Data lines:
=-=-=-=-=

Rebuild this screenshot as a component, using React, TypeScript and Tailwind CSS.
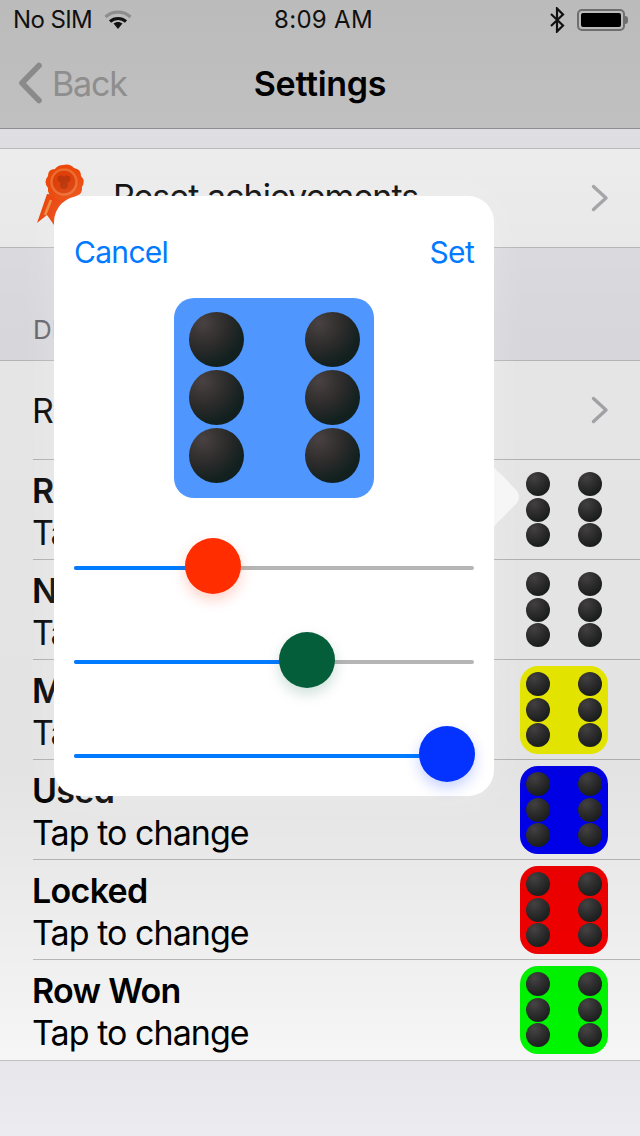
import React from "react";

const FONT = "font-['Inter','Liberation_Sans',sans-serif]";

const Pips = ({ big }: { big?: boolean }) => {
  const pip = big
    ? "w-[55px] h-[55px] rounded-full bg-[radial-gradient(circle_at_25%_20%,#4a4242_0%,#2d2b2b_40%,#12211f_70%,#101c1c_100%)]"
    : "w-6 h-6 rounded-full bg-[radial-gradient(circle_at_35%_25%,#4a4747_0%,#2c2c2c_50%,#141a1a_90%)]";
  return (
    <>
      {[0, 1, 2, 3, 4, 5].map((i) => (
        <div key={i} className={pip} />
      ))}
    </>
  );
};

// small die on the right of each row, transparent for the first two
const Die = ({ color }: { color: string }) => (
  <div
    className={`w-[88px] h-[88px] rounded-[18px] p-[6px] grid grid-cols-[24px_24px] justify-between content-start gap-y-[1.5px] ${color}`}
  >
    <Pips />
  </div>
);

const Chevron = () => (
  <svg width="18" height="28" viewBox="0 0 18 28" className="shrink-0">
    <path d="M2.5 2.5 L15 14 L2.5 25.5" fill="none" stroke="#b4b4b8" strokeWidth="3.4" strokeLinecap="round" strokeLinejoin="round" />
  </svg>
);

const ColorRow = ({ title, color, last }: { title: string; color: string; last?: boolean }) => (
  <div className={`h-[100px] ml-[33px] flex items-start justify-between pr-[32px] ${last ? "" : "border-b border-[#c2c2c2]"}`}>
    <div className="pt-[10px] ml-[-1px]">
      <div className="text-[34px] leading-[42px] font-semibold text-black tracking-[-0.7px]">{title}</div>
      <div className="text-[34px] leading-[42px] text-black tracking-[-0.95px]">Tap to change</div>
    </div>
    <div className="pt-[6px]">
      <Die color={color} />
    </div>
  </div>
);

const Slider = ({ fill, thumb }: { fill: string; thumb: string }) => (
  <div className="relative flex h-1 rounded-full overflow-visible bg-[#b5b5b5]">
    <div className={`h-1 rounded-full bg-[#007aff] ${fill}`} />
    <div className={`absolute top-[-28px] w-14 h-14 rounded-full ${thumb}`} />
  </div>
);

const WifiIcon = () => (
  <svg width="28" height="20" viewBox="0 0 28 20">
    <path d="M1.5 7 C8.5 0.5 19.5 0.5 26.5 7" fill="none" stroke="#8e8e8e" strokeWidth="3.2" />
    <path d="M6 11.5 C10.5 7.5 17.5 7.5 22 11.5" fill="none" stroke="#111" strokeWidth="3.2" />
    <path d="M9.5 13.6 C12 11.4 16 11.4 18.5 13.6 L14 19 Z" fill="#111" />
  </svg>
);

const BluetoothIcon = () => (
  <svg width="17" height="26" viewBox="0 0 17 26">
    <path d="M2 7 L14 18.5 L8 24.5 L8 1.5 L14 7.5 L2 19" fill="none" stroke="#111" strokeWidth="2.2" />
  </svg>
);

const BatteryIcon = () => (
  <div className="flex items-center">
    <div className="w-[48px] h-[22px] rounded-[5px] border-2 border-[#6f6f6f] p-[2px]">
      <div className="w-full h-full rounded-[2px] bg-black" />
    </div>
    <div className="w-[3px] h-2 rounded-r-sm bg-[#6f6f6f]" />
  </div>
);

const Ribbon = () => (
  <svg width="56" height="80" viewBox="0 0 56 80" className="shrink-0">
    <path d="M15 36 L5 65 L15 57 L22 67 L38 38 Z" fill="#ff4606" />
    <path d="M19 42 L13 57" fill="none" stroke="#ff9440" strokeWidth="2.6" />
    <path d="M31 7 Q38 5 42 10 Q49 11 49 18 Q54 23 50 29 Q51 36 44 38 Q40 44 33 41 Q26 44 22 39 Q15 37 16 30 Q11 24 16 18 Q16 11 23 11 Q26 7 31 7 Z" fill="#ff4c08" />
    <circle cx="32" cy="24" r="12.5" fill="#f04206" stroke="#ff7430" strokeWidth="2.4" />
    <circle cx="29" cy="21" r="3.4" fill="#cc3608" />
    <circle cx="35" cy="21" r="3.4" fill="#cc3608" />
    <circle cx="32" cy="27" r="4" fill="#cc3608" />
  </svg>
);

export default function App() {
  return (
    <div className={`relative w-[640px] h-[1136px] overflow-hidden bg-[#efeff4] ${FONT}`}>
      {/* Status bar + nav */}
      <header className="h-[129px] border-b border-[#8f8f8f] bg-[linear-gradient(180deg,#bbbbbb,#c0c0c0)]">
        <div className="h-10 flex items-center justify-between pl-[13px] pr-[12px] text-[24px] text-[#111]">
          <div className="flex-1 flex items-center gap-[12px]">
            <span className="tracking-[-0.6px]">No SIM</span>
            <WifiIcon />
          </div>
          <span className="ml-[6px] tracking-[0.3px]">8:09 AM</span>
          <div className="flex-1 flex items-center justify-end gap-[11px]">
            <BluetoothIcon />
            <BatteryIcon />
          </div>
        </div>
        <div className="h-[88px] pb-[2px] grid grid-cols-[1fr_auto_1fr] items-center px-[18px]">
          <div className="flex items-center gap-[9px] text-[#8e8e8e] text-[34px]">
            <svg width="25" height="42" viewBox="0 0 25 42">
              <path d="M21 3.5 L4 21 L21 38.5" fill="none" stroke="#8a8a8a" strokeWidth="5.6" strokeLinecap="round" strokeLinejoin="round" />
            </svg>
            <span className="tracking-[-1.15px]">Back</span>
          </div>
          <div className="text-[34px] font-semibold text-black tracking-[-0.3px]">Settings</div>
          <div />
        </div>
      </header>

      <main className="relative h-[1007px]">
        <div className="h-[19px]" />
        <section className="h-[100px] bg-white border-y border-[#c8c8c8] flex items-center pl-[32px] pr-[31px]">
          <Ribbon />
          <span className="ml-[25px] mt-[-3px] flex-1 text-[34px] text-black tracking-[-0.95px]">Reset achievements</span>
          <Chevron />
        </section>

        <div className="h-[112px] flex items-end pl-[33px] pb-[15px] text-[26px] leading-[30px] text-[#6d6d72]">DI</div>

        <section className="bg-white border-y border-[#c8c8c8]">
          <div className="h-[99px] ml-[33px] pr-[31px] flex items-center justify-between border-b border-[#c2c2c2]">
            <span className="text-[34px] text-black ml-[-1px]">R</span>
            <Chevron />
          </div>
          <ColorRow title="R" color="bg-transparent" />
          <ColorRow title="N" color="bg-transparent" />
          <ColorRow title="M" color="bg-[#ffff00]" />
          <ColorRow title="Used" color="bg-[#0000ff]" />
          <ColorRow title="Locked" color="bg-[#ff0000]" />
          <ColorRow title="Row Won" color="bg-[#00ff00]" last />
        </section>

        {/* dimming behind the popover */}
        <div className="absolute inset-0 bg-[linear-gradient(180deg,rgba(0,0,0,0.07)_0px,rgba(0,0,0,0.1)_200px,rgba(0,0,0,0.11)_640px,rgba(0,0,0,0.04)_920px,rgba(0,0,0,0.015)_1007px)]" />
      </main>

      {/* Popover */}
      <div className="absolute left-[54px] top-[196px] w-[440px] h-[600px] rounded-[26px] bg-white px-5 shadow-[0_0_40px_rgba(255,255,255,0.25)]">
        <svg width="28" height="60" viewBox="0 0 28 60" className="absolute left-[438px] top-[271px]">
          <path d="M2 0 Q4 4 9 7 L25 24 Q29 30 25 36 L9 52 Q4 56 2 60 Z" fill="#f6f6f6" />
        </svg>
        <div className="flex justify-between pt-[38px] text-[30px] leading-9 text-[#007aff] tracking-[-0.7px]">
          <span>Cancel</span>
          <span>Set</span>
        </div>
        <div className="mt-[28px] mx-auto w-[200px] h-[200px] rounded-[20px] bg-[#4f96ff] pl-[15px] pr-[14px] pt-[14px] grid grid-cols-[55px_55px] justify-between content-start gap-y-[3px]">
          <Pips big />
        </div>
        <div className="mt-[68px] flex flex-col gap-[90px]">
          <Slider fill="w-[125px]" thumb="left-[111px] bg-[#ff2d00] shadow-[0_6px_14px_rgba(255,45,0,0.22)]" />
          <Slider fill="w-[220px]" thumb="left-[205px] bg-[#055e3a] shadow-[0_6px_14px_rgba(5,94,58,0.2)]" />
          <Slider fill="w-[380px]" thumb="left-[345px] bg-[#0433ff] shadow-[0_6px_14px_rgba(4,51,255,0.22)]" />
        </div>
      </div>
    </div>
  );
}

=-=-=-=-=

Written task: Search the material above for "React". Pull out each line where it shows up.

Written answer:
Rebuild this screenshot as a component, using React, TypeScript and Tailwind CSS.
import React from "react";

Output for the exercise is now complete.